B. (not verified)says...

I would like to thank for the article as well as for all the comments, with which I connect entirely.

It makes me sad how hard life can be for INFJs, but for me finding out that my personality type is the least common and that I experience life differently made me understand better why I so often get very low and why I've never felt like I fit in, although I've always tried really hard to do so. I had a relationship in which I was not happy for quite some time, but I just didn't want to connect my depressions with being misunderstood by my partner (and my parents, AND most of my friends at that time), so I would intentionally overlook everything negative and force myself to see the good in the relationship. Typically, I would blame myself for everything and hate myself for being so different and misunderstood. Eventually, I could not bare the self-sacrificing anymore, as I suddenly realised I'll either lose my partner OR myself, which was a waking call for a break-up with my ex-partner (after almost 4 years). Being alone is hard, but honestly, I feel just as alone as I felt in the relationship most of the time (especially the last year). Now I'm trying to reconnect with myself and get to know myself as much as I can, and, for God's sake, finally trying to stop faking my way to "normality". I'm trying to let myself cry when I need to, not trying to stay strong all the time, fearing that my vulnerability will make others love me less (although I hate crying in front of others, so I always connect with my emotions only all by myself; a huge help is yoga, meditation, reorganizing my room, playing piano, reading books and writing - I've kept a journal since I was 5).

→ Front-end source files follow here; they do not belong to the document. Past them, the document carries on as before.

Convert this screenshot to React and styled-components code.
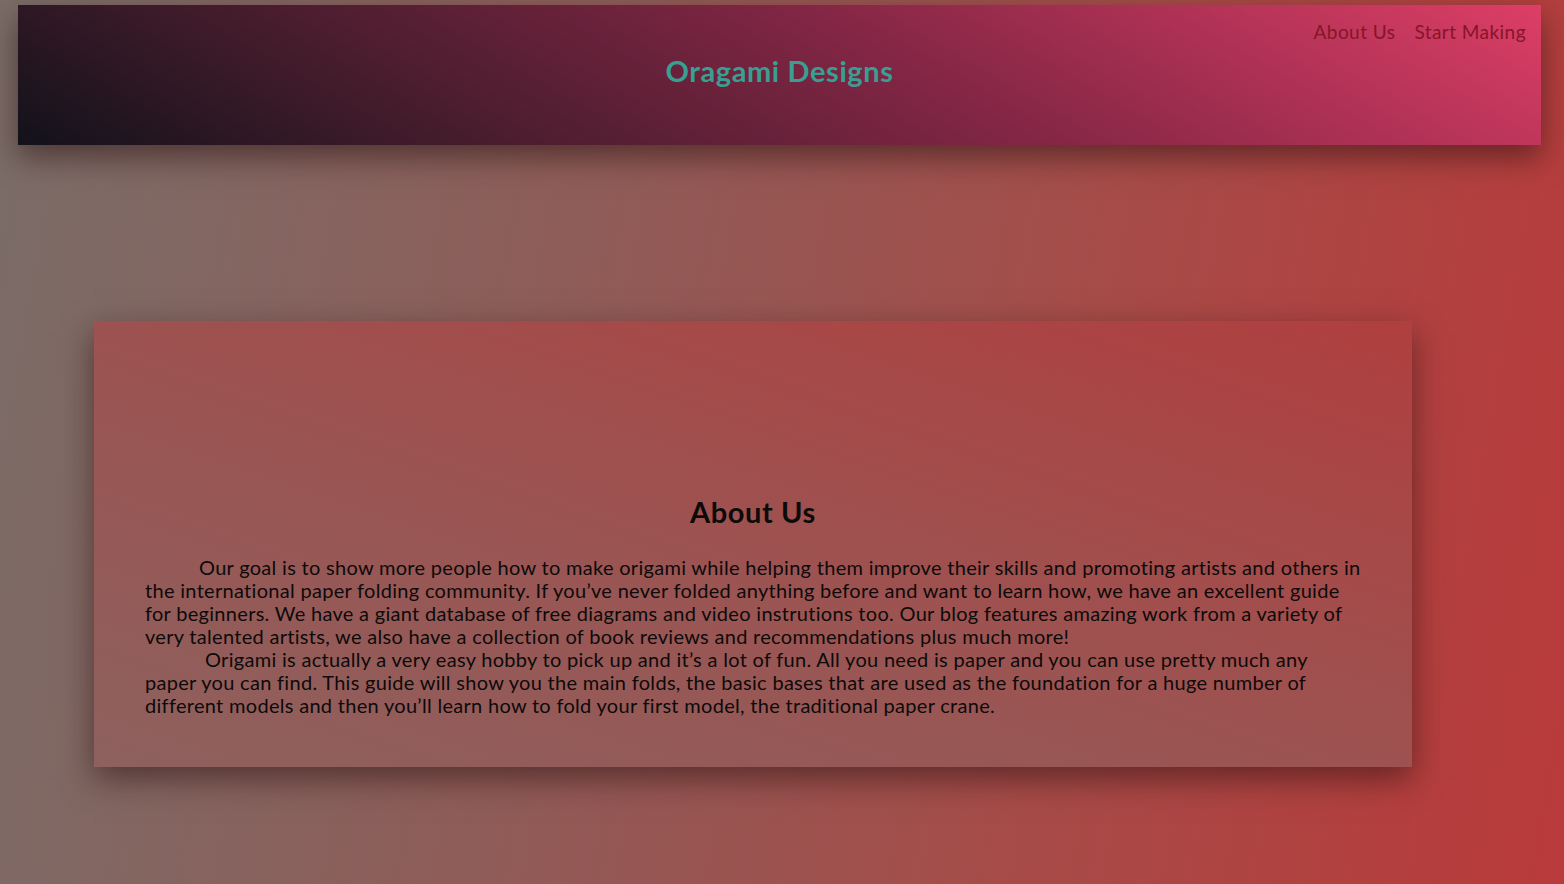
import React from 'react';
import styled, { createGlobalStyle } from 'styled-components';

const GlobalStyle = createGlobalStyle`
    html, body {
        margin: 0;
        padding: 0;
        min-height: 100%;
    }
    body {
        font-family: 'Lato', 'DejaVu Sans', sans-serif;
        background: linear-gradient(100deg, #7a6d68 0%, #8e5d59 35%, #a84a47 70%, #b93a3a 100%);
        min-height: 884px;
    }
`;

const Page = styled.div`
    min-height: 884px;
    padding-top: 5px;
    box-sizing: border-box;
`;

const Header = styled.header`
    position: relative;
    margin: 0 23px 0 18px;
    height: 140px;
    background: linear-gradient(30deg, #12121a 0%, #4a1d2e 28%, #832645 58%, #dd3e66 100%);
    box-shadow: 0 12px 28px rgba(40, 15, 15, 0.55);
    display: flex;
    justify-content: center;
`;

const Brand = styled.h1`
    margin: 0;
    padding-top: 48px;
    font-size: 29px;
    font-weight: 700;
    letter-spacing: 0.6px;
    color: #3a9f93;
`;

const Nav = styled.nav`
    position: absolute;
    top: 15px;
    right: 15px;
    display: flex;
    gap: 19px;
`;

const NavLink = styled.a`
    font-size: 19px;
    letter-spacing: 0.45px;
    color: #86152a;
    text-decoration: none;
`;

const Card = styled.section`
    margin: 176px 152px 0 94px;
    padding: 173px 51px 50px;
    background: linear-gradient(to top right, #8d615e 0%, #9b5452 45%, #b03f3f 100%);
    box-shadow: 0 12px 30px rgba(40, 15, 15, 0.55);
`;

const CardTitle = styled.h2`
    margin: 0 0 27px;
    text-align: center;
    font-size: 29px;
    font-weight: 700;
    letter-spacing: 0.6px;
    color: #0d0a0a;
`;

const Paragraph = styled.p`
    margin: 0;
    font-size: 20px;
    line-height: 23px;
    letter-spacing: 0.3px;
    color: #0d0a0a;
    text-indent: ${props => props.indent}px;
`;

const App = () => {
    return (
        <>
            <GlobalStyle />
            <Page>
                <Header>
                    <Brand>Oragami Designs</Brand>
                    <Nav>
                        <NavLink href="#about">About Us</NavLink>
                        <NavLink href="#start">Start Making</NavLink>
                    </Nav>
                </Header>
                <Card id="about">
                    <CardTitle>About Us</CardTitle>
                    <Paragraph indent={54}>
                        Our goal is to show more people how to make origami while helping them improve their skills and promoting artists and others in the international paper folding community. If you’ve never folded anything before and want to learn how, we have an excellent guide for beginners. We have a giant database of free diagrams and video instrutions too. Our blog features amazing work from a variety of very talented artists, we also have a collection of book reviews and recommendations plus much more!
                    </Paragraph>
                    <Paragraph indent={60}>
                        Origami is actually a very easy hobby to pick up and it’s a lot of fun. All you need is paper and you can use pretty much any paper you can find. This guide will show you the main folds, the basic bases that are used as the foundation for a huge number of different models and then you’ll learn how to fold your first model, the traditional paper crane.
                    </Paragraph>
                </Card>
            </Page>
        </>
    );
};

export default App;
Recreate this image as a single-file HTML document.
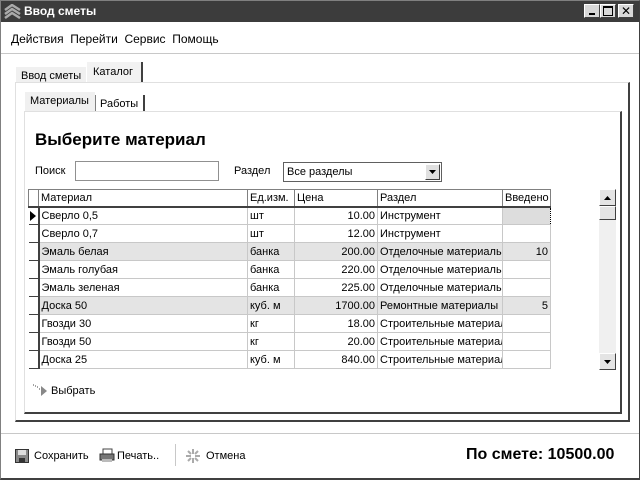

So that's how I'm coping with my sensitivity. But if there's one thing I really want to say here, it is this: Learn toMAKE YOURSELF A PRIORITY. For some personality types a little bit of selfishness is absolutely natural; not for an INFJ. Fail at listening to yourself and try faking being someone else and it's a straight road to depression, disconnection and misery. But the world needs us strong, calm and active. Because who else would wake up every morning determined to make the world a better place?